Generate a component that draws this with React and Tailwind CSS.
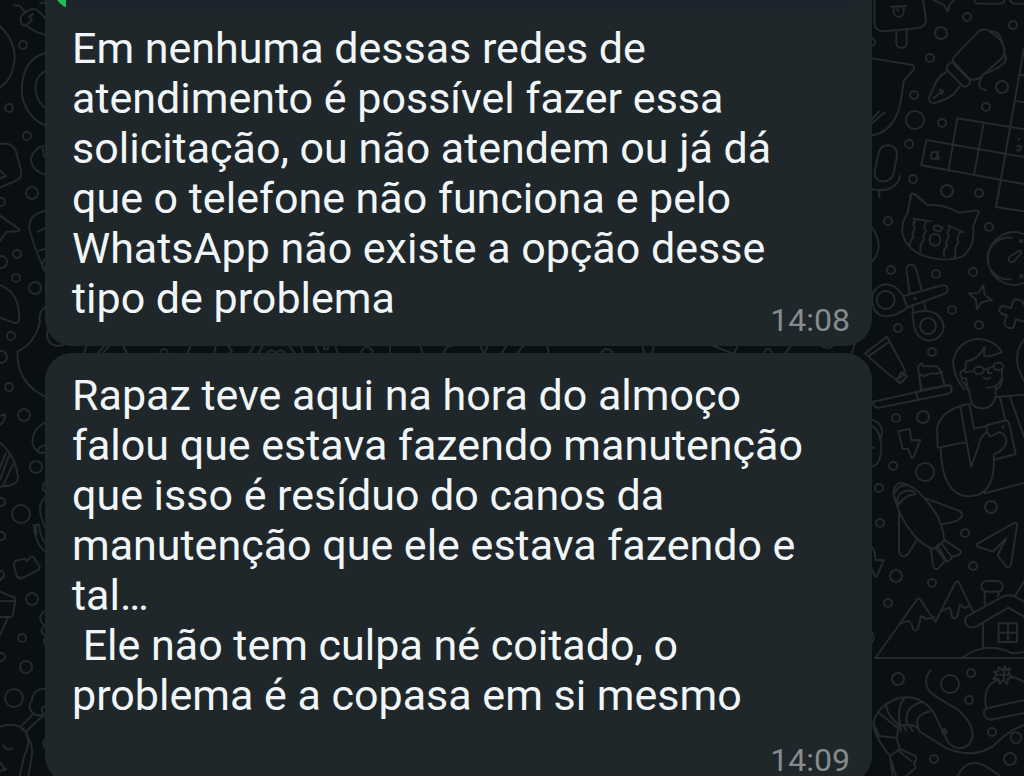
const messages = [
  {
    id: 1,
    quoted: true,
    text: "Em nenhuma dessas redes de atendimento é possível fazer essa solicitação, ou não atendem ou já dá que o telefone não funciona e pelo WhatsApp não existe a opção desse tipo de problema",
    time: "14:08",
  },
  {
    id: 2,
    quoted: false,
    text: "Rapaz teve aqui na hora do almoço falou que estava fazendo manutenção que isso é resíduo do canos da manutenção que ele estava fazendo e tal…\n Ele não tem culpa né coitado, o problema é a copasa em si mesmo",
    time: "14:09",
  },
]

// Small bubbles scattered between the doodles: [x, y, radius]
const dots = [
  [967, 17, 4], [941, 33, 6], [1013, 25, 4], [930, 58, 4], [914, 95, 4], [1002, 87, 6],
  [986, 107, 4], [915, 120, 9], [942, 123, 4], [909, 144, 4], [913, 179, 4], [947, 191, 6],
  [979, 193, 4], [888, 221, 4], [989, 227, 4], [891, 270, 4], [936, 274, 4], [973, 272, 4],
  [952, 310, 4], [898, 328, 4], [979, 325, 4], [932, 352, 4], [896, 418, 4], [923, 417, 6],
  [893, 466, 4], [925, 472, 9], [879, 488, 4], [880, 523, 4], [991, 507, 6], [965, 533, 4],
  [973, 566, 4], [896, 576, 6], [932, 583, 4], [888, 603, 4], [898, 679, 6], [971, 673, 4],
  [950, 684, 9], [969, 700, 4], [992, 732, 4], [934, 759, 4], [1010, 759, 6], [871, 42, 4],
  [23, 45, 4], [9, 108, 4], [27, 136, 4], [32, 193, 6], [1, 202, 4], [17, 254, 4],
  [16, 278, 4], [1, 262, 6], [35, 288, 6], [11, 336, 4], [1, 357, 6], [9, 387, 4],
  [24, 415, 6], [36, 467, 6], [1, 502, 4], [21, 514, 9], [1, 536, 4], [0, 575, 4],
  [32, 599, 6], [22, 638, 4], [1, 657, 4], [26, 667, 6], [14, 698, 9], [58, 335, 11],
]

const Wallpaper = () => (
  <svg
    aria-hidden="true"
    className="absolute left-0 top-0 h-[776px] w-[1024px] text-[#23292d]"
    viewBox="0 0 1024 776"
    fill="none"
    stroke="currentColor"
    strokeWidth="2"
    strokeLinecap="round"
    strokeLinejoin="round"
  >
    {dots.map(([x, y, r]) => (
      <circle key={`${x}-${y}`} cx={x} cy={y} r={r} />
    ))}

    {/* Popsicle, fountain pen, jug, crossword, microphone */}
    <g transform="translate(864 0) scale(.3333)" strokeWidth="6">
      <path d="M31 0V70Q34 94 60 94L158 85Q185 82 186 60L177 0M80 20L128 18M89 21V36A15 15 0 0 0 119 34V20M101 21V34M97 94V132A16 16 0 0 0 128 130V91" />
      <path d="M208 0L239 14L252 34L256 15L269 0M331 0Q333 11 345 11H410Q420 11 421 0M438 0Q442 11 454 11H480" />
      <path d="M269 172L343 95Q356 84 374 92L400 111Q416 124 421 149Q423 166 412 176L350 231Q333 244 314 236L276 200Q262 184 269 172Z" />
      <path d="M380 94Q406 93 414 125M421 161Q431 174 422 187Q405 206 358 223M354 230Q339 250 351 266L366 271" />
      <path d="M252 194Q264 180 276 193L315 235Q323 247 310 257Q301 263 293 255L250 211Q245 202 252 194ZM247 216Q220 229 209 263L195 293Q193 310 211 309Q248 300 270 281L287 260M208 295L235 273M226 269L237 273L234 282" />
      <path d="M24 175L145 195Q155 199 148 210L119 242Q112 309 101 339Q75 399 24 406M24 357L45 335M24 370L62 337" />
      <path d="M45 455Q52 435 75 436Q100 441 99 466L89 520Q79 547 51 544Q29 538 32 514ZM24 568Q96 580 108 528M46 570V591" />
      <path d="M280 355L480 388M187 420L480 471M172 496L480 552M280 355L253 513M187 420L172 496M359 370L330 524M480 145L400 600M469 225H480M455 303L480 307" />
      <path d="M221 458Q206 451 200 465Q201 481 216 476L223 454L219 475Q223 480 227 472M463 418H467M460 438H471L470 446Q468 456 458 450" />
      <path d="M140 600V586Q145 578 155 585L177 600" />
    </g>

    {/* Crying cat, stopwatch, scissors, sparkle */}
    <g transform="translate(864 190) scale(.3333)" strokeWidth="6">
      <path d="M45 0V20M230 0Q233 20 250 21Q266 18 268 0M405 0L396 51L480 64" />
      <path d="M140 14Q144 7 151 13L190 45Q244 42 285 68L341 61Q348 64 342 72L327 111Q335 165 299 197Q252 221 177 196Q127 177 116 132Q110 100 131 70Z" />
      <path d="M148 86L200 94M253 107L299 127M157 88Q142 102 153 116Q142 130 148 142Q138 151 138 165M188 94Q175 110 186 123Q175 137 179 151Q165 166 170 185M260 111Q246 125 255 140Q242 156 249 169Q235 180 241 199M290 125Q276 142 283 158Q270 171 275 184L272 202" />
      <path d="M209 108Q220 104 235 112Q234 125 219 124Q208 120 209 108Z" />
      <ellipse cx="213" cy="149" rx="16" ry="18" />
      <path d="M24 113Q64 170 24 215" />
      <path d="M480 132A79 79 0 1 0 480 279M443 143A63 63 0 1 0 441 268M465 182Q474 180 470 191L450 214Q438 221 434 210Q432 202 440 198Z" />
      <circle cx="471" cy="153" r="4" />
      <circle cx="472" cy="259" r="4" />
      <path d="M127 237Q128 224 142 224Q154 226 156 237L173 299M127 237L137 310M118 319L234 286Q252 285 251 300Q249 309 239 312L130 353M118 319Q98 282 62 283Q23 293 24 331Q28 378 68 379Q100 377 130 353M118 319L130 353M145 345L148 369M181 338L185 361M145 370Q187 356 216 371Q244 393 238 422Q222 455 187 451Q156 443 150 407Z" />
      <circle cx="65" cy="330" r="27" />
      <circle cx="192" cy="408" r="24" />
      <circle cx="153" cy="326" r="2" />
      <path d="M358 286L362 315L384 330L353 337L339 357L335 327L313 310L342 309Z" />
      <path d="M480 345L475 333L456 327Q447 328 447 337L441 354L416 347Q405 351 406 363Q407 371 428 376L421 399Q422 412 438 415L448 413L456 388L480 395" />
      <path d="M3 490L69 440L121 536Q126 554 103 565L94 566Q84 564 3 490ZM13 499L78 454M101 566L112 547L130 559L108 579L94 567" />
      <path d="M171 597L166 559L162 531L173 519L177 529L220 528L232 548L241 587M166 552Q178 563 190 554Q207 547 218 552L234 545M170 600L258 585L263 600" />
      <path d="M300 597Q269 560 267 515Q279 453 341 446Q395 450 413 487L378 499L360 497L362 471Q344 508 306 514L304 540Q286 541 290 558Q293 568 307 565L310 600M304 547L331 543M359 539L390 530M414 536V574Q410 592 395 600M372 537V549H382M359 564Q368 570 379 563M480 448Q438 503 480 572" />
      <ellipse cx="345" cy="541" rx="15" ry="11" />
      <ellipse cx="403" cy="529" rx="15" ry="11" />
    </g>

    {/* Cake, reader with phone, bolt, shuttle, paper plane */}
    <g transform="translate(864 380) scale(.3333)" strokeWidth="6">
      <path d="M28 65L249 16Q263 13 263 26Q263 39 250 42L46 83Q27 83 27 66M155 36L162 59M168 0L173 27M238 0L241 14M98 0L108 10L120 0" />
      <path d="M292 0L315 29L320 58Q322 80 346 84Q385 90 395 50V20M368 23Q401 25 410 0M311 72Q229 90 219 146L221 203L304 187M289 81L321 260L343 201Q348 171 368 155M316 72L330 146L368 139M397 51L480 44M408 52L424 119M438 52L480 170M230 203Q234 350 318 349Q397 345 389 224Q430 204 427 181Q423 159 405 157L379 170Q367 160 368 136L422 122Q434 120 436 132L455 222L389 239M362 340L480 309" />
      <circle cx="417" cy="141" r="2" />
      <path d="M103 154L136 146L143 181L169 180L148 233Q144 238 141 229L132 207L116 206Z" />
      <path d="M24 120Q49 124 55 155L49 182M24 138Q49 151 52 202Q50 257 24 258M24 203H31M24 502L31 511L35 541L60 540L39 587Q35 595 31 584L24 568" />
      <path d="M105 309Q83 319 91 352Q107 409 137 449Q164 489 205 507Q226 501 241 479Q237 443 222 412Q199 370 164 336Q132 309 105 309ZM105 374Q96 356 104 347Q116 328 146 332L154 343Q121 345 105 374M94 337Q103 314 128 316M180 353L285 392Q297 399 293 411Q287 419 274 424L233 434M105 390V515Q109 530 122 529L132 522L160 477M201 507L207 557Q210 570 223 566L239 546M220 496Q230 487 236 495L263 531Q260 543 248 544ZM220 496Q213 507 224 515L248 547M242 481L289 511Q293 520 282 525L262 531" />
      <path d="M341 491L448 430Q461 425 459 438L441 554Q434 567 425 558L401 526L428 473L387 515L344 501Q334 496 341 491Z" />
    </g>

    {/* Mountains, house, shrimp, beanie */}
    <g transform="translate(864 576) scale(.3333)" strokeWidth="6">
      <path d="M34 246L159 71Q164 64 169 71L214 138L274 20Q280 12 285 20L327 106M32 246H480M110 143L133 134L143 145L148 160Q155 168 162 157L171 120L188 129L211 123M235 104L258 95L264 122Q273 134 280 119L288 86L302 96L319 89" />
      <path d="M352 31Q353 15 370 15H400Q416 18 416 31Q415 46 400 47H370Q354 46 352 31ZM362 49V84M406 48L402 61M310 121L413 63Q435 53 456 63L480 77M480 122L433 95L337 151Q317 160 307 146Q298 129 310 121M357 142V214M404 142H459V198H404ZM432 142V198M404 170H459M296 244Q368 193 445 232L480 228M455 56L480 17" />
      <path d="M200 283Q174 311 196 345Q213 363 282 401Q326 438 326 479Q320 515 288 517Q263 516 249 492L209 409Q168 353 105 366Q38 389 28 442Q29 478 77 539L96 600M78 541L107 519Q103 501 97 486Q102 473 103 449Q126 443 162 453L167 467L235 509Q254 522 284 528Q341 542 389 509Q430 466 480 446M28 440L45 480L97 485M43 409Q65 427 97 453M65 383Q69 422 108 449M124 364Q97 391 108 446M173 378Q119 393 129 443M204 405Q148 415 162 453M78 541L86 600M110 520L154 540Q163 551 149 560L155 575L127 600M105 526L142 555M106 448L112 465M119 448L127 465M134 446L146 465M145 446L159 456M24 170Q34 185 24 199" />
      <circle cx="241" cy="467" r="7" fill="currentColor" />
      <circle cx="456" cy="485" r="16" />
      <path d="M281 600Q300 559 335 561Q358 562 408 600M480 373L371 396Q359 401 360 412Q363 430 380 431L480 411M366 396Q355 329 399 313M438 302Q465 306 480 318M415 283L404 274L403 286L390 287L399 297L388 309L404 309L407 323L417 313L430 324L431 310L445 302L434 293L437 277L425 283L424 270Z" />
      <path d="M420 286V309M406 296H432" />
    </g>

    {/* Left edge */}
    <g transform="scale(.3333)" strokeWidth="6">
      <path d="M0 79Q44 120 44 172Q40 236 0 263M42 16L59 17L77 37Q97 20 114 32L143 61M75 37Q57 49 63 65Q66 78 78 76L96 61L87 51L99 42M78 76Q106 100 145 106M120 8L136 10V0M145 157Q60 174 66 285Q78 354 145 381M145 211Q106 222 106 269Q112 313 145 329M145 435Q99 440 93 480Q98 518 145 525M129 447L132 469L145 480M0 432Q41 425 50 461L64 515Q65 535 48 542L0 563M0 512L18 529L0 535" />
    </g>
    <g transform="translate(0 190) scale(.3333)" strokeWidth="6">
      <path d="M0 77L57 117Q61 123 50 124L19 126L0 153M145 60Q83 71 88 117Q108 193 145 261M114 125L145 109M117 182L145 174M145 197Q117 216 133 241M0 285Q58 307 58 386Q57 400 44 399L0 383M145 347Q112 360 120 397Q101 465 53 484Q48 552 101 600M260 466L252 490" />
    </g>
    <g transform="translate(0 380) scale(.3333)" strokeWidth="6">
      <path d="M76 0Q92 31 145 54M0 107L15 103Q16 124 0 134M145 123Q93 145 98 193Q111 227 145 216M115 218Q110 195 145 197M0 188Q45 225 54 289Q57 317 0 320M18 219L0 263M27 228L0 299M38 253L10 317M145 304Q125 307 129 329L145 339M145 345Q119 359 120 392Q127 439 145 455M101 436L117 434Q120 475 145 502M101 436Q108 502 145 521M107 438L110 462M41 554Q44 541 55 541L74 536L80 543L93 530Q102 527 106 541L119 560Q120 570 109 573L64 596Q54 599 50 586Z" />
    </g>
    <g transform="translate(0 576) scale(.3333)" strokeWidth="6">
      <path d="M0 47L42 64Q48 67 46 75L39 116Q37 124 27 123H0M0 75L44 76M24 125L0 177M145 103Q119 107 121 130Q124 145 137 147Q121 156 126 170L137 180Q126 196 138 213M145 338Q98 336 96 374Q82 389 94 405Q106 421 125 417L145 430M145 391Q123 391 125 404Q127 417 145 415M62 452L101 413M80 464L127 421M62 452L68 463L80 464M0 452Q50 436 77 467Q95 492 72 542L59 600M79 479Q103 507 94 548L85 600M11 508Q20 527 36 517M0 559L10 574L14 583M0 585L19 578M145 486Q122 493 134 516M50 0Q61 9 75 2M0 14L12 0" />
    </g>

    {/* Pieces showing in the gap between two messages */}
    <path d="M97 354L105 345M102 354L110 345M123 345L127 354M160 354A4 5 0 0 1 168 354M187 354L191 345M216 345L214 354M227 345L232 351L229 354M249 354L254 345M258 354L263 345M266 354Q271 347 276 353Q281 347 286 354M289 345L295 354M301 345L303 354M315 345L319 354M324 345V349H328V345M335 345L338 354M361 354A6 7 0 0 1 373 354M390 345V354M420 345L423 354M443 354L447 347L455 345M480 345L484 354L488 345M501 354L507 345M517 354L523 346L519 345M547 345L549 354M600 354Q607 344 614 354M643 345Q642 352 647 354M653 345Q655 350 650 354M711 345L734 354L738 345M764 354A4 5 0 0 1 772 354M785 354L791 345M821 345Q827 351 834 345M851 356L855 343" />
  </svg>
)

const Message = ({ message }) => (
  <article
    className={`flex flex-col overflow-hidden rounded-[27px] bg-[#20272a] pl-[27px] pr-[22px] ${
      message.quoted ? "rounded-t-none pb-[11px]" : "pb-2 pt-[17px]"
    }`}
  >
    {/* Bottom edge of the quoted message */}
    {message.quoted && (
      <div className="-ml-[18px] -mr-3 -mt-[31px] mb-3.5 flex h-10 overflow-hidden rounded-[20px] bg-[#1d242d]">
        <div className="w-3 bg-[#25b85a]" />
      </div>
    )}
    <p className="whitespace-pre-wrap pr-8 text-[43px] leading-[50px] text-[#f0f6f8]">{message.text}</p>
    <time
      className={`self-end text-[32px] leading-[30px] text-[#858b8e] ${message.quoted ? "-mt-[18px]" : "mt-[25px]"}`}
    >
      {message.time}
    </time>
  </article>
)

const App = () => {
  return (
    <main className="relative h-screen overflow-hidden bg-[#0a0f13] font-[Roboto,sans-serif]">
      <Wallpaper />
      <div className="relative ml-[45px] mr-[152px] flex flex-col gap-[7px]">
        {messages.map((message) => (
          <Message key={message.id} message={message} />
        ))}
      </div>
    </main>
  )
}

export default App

----------

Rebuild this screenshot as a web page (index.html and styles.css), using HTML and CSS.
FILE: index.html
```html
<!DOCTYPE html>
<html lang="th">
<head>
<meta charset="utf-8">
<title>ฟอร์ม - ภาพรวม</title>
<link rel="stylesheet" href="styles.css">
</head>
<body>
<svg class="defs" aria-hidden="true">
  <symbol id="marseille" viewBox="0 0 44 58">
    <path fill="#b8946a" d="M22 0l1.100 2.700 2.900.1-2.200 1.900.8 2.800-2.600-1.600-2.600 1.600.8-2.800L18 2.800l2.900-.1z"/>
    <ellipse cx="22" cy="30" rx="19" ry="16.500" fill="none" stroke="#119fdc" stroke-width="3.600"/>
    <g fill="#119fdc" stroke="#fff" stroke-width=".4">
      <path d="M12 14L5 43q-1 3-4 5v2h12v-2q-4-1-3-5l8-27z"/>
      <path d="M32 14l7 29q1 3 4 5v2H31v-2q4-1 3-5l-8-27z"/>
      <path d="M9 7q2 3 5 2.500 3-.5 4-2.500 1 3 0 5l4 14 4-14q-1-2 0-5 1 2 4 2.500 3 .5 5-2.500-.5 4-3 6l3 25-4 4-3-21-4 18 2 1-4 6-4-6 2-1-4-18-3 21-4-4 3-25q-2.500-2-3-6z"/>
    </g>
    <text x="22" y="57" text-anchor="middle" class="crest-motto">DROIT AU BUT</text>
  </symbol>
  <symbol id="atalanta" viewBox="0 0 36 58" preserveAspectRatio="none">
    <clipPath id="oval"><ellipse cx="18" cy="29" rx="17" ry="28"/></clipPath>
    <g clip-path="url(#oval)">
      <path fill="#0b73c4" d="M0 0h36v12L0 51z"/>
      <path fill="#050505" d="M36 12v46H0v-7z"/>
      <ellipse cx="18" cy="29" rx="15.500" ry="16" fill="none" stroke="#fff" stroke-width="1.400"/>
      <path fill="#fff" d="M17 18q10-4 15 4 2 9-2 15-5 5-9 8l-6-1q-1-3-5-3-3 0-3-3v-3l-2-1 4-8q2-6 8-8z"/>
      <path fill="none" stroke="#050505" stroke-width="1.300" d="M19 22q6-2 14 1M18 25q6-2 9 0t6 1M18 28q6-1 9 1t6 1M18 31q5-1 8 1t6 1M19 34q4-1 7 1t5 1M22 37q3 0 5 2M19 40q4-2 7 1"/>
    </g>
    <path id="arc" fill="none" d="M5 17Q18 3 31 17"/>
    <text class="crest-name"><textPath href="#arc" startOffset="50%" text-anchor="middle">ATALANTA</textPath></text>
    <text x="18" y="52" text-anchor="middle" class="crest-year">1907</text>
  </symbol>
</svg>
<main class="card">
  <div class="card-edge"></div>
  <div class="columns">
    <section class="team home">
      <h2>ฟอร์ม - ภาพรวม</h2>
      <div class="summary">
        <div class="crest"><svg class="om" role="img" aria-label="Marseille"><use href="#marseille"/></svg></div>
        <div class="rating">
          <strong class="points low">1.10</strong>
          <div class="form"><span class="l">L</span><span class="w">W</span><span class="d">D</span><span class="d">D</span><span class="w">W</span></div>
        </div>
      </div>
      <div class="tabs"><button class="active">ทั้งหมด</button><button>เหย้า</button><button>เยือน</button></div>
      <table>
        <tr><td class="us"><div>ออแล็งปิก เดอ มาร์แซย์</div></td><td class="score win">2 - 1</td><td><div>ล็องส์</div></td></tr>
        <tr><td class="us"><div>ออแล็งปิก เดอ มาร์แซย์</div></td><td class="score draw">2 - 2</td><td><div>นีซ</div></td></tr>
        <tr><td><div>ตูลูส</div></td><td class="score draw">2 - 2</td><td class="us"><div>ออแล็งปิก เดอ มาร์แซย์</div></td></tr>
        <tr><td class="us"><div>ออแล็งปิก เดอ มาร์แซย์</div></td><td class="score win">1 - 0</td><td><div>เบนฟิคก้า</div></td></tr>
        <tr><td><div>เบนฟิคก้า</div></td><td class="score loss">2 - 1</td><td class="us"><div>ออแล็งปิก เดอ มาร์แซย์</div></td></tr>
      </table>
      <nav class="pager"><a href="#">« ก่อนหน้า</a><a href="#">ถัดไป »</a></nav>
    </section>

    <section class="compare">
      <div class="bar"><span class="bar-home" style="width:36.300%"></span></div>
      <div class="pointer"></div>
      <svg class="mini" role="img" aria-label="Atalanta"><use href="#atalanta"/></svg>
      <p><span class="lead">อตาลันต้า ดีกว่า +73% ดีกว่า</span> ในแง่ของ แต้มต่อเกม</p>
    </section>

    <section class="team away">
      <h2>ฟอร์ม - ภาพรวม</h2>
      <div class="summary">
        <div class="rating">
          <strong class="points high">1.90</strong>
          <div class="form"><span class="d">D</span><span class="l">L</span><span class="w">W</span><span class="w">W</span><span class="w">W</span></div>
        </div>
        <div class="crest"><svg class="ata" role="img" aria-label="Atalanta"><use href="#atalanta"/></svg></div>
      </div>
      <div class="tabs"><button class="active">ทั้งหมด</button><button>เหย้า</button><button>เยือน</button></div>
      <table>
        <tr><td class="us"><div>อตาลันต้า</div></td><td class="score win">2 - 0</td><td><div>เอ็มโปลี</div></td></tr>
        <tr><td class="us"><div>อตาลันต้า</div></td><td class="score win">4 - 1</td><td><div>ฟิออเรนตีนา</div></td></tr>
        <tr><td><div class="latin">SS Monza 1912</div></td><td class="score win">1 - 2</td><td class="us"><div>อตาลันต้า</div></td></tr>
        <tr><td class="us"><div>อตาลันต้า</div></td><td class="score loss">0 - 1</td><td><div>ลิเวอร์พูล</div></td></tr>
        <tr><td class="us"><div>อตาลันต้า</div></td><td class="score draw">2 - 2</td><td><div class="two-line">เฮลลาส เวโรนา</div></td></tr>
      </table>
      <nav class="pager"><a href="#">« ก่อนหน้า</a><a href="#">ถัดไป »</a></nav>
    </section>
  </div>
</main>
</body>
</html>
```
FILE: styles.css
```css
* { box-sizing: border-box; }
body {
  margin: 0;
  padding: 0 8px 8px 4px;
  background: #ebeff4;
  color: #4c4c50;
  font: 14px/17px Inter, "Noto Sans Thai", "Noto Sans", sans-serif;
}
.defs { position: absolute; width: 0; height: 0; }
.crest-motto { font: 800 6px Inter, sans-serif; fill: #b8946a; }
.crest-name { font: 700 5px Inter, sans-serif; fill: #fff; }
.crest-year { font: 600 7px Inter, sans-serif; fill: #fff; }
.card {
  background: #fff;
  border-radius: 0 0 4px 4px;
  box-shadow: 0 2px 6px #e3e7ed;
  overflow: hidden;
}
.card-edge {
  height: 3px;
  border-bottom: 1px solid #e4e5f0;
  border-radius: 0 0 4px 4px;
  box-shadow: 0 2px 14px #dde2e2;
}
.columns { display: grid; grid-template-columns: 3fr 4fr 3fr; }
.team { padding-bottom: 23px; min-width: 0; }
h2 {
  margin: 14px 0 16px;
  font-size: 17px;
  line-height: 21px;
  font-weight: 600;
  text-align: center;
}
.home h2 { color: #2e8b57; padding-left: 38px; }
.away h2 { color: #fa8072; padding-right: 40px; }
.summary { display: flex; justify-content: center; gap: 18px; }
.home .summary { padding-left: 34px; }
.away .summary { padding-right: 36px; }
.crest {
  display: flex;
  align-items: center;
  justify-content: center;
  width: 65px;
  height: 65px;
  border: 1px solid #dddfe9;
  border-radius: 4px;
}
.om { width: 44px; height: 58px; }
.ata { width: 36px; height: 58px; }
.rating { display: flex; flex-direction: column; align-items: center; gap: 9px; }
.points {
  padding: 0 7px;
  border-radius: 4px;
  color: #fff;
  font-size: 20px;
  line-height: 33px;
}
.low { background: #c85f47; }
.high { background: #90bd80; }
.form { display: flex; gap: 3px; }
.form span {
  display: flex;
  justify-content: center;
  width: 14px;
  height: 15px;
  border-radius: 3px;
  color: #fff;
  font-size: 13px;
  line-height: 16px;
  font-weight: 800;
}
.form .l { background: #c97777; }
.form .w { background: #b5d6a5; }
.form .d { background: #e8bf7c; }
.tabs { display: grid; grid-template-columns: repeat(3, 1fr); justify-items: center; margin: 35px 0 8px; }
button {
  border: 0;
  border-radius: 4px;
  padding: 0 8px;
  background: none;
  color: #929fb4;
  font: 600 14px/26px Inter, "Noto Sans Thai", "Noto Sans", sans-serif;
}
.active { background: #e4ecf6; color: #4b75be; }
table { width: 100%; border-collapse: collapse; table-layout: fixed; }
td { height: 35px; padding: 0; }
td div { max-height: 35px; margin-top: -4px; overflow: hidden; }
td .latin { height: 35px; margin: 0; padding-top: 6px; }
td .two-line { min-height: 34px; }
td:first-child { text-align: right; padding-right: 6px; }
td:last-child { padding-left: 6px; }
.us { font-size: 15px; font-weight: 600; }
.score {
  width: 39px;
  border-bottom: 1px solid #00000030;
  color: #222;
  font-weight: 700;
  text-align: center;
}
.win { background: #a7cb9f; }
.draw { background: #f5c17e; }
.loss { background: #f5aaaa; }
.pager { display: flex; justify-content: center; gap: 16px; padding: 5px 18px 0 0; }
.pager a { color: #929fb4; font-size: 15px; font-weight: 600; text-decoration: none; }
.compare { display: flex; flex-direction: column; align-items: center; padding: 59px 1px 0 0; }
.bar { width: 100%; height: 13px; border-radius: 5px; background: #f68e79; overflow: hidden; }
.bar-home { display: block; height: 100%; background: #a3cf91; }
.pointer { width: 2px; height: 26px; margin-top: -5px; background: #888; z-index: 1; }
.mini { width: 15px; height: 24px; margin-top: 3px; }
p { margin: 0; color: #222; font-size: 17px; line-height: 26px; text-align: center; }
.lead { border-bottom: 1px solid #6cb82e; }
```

----------

Aim: Copy out every line of the listing that contains the string "index".

Answer to the problem:
Rebuild this screenshot as a web page (index.html and styles.css), using HTML and CSS.
FILE: index.html
.pointer { width: 2px; height: 26px; margin-top: -5px; background: #888; z-index: 1; }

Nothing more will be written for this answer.